Raymond Is Up 23% This Year – Here’s Why

Raymond's shares surged 9% following the company's major restructuring into three separate businesses—Raymond (engineering), Raymond Lifestyle, and Raymond Realty.

Raymond Is Up 23% This Year – Here’s Why
Photo by Sara Kurfeß / Unsplash

Raymond's shares jumped 9% on Tuesday as the company moved forward with a plan to split into three separate businesses.

Why it matters: the restructuring represents a significant shift for the 98-year-old company which will unlock major value for shareholders and allow each business segment to chart its own growth trajectory.

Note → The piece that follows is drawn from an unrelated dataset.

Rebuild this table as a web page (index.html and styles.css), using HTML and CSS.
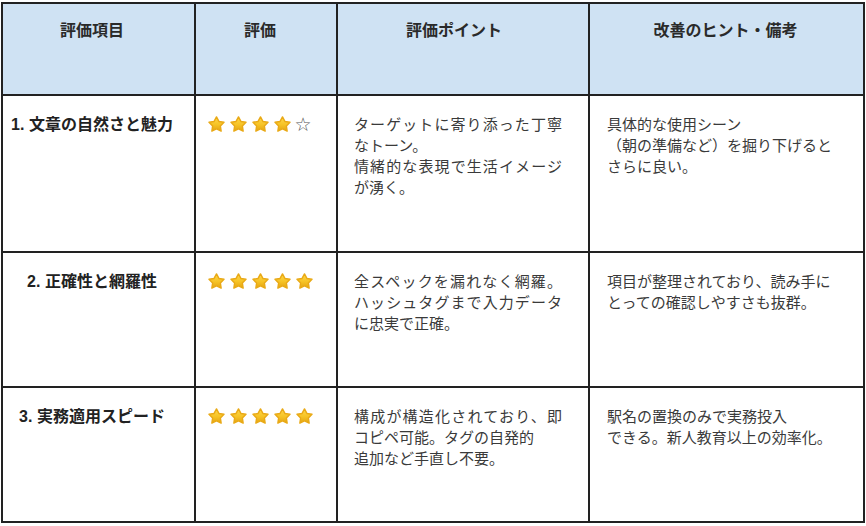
FILE: index.html
```html
<!DOCTYPE html>
<html lang="ja">
<head>
<meta charset="utf-8">
<title>評価表</title>
<link rel="stylesheet" href="styles.css">
</head>
<body>
<svg class="defs" width="0" height="0" aria-hidden="true">
  <defs>
    <linearGradient id="gold" x1="0" y1="0" x2="0" y2="1">
      <stop offset="0" stop-color="#ffd84a"/>
      <stop offset="0.55" stop-color="#f6c325"/>
      <stop offset="1" stop-color="#e3a312"/>
    </linearGradient>
    <symbol id="star" viewBox="1.3 1.4 21.4 20.3">
      <path d="M12 2.5L15.06 8.29 21.51 9.41 16.95 14.11 17.88 20.59 12 17.7 6.12 20.59 7.05 14.11 2.49 9.41 8.94 8.29Z" fill="url(#gold)" stroke="#e9a916" stroke-width="1.8" stroke-linejoin="round"/>
    </symbol>
  </defs>
</svg>

<div class="sheet">
  <div class="cell head col1">評価項目</div>
  <div class="cell head col2">評価</div>
  <div class="cell head col3">評価ポイント</div>
  <div class="cell head col4">改善のヒント・備考</div>

  <div class="cell label">1. 文章の自然さと魅力</div>
  <div class="cell stars">
    <svg class="star"><use href="#star"/></svg>
    <svg class="star"><use href="#star"/></svg>
    <svg class="star"><use href="#star"/></svg>
    <svg class="star"><use href="#star"/></svg>
    <span class="empty">☆</span>
  </div>
  <div class="cell point">ターゲットに寄り添った丁寧なトーン。<br>情緒的な表現で生活イメージが湧く。</div>
  <div class="cell hint">具体的な使用シーン<br>（朝の準備など）を掘り下げるとさらに良い。</div>

  <div class="cell label">2. 正確性と網羅性</div>
  <div class="cell stars">
    <svg class="star"><use href="#star"/></svg>
    <svg class="star"><use href="#star"/></svg>
    <svg class="star"><use href="#star"/></svg>
    <svg class="star"><use href="#star"/></svg>
    <svg class="star"><use href="#star"/></svg>
  </div>
  <div class="cell point">全スペックを漏れなく網羅。ハッシュタグまで入力データに忠実で正確。</div>
  <div class="cell hint">項目が整理されており、読み手にとっての確認しやすさも抜群。</div>

  <div class="cell label">3. 実務適用スピード</div>
  <div class="cell stars">
    <svg class="star"><use href="#star"/></svg>
    <svg class="star"><use href="#star"/></svg>
    <svg class="star"><use href="#star"/></svg>
    <svg class="star"><use href="#star"/></svg>
    <svg class="star"><use href="#star"/></svg>
  </div>
  <div class="cell point">構成が構造化されており、即コピペ可能。タグの自発的<br>追加など手直し不要。</div>
  <div class="cell hint">駅名の置換のみで実務投入<br>できる。新人教育以上の効率化。</div>
</div>
</body>
</html>
```

FILE: styles.css
```css
* { box-sizing: border-box; }

html, body {
  margin: 0;
  padding: 0;
  background: #ffffff;
}

body {
  font-family: "Liberation Sans", "Noto Sans CJK JP", sans-serif;
  color: #3a3a3a;
}

.defs {
  position: absolute;
  width: 0;
  height: 0;
  overflow: hidden;
}

.sheet {
  display: grid;
  grid-template-columns: 193px 142px 252px 275px;
  grid-template-rows: 92px 157px 135px 135px;
  width: max-content;
  margin: 2px 0 0 1px;
  border-left: 2px solid #222;
  border-top: 2px solid #222;
}

.cell {
  border-right: 2px solid #222;
  border-bottom: 2px solid #222;
  font-size: 15px;
  line-height: 21px;
}

.head {
  background: #cfe2f3;
  font-weight: 700;
  font-size: 16px;
  color: #2a2a2a;
  text-align: center;
  padding-top: 16px;
}

.head.col1 { padding-left: 2px; padding-right: 15px; }
.head.col2 { padding-left: 2px; padding-right: 14px; }
.head.col3 { padding-left: 2px; padding-right: 20px; }
.head.col4 { padding-left: 2px; padding-right: 4px; }

.label {
  font-weight: 700;
  font-size: 16px;
  color: #222;
  text-align: center;
  padding: 18px 15px 0 2px;
  white-space: nowrap;
}

.stars {
  display: flex;
  justify-content: center;
  align-items: flex-start;
  gap: 5px;
  padding: 20px 14px 0 2px;
}

.star {
  width: 17px;
  height: 16px;
  flex: none;
}

.empty {
  font-family: "DejaVu Sans", sans-serif;
  font-size: 19px;
  line-height: 16px;
  color: #555;
  margin-left: -2px;
}

.point {
  padding: 18px 26px 0 16px;
  text-align: justify;
}

.hint {
  padding: 18px 24px 0 17px;
  text-align: left;
}
```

  • Raymond is splitting into three listed entities: Raymond (engineering), Raymond Lifestyle, and Raymond Realty
  • Shareholders will receive 4 shares of Raymond Lifestyle for every 5 Raymond shares held

The lifestyle business demerger was completed on June 30, 2024. Raymond Lifestyle Limited (RLL) is expected to be listed on stock exchanges soon.

The company's board has also approved a scheme of arrangement for the demerger of its realty business to Raymond Realty Limited (RRL). This demerged entity will also be listed on stock exchanges, though the timeline is not yet disclosed.

What it means: Raymond was a diversified business with interests in textiles, apparel, real estate, and engineering.

  • The split means each Raymond business can now raise money and grow on its own terms.
  • It will allow investors to pick and choose which part of Raymond they want to bet on, rather than buying the whole package.

Markets approve of the move.

  • Raymond's stock is up 23% year-to-date
  • Raymond's worth jumped to ₹14,051 crore ($1.7 billion), up from ₹11,400 crore before the demerger news

What they are saying: At Raymond's annual meeting, Chairman Gautam Singhania pitched the demerger as a game-changer. "Shareholder value creation is at the core of these demerger plans." he said.

The bottom line: Raymond's triple play is a bold bet on unlocking hidden value. While initial investor response is enthusiastic, the true test lies in how each new entity performs in competitive markets. This demerger could set a precedent for other Indian conglomerates looking to streamline their operations.

Zoom out: India's strengthening financial markets have empowered promoters with the confidence and flexibility to pursue bold strategic moves.